Desai highlights five key reforms he expects the new government to push through:

  1. "Initiate policy changes to manage wage growth in line with productivity:" "We believe that persistent high nominal wage growth even as GDP growth and job creation has collapsed can only be explained by the intervention of policy makers in the labour market."
  2. "Cut fiscal deficit:" "We believe that in the first stage there is a need to reduce expenditure - to the tune of about 1% of GDP. In the second stage, as growth recovers and tax revenues to GDP improves, expenditure growth will need to be maintained at a lower level to ensure that the national fiscal deficit is brought down from the current level of close to 8% of GDP to about 5%."
  3. "Improve the business environment:" "We believe that policy makers should address this comprehensively by providing a consistent policy framework in key infrastructure and industrial sectors, work on streamlining the approval process for investment projects, facilitate the rehabilitation of corporate balance sheets, provide funds for recapitalizing SOE banks to unclog their balance sheets and promote reforms to encourage more workers to move into organized forms of labour market activity."
  4. "Rethink urbanization policy:" "We believe that policy makers will need to focus on creating physical infrastructure in cities and ensuring better delivery of public services to citizens."
  5. "Address structural rigidities in the economy to unleash growth potential, particularly in energy and mining:" "Several supply bottlenecks, including the approval process for environment and land acquisition, and the lack of rail linkages have adversely affected the energy and mining sectors and have weighed on India's growth potential."

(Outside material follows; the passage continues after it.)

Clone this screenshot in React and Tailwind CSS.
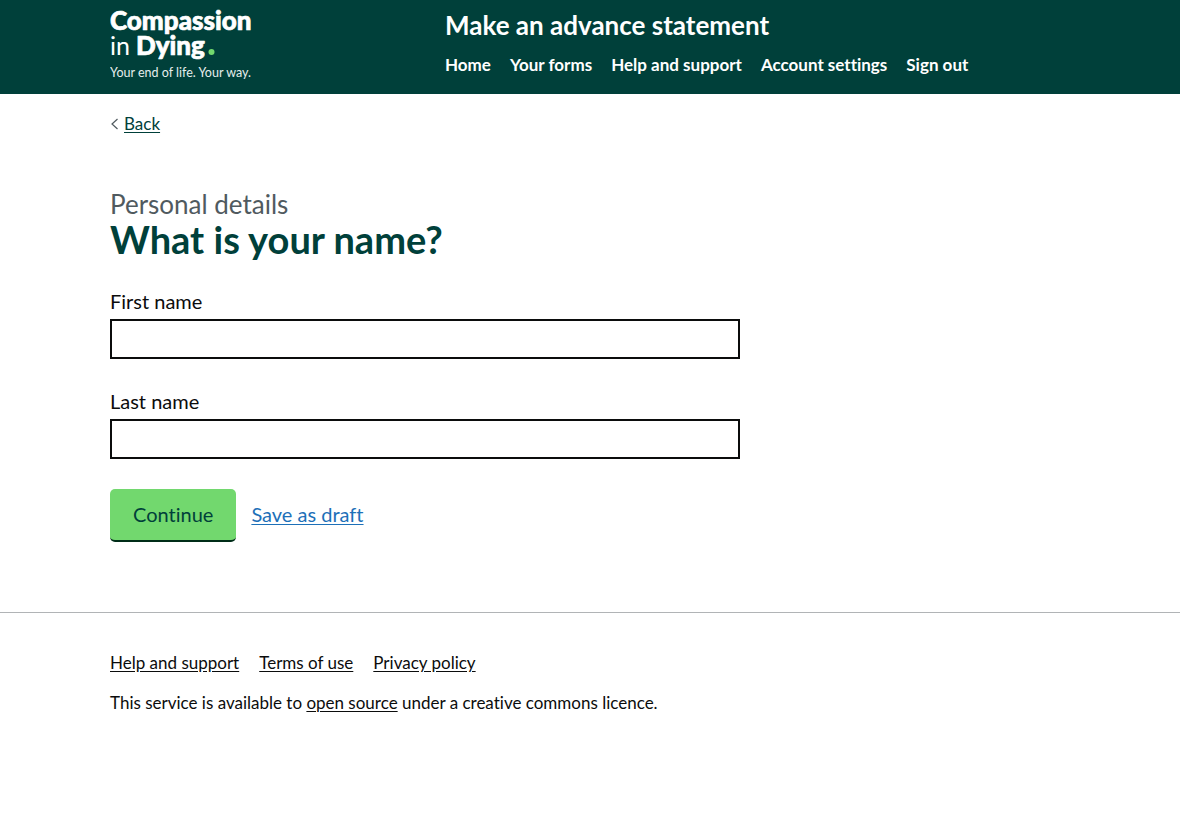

So far, surveys suggest that the incumbent party, the Congress party will fall and see a BJP (Bharatiya Janata Party) and NDA (National Democratic Alliance) coalition winning 230-240 seats and headed by Narendra Modi.

Modi is lauded for having driven growth in the Indian state of Gujrat. But his record is tainted with many pointing fingers at the BJP leader who failed to do anything about the bloody Hindu-Muslim riots in Gujrat in 2002, where 1,000 people were killed, though some put the figure much higher. Modi was chief minister of Gujrat at the time.

The election results are expected on May 16.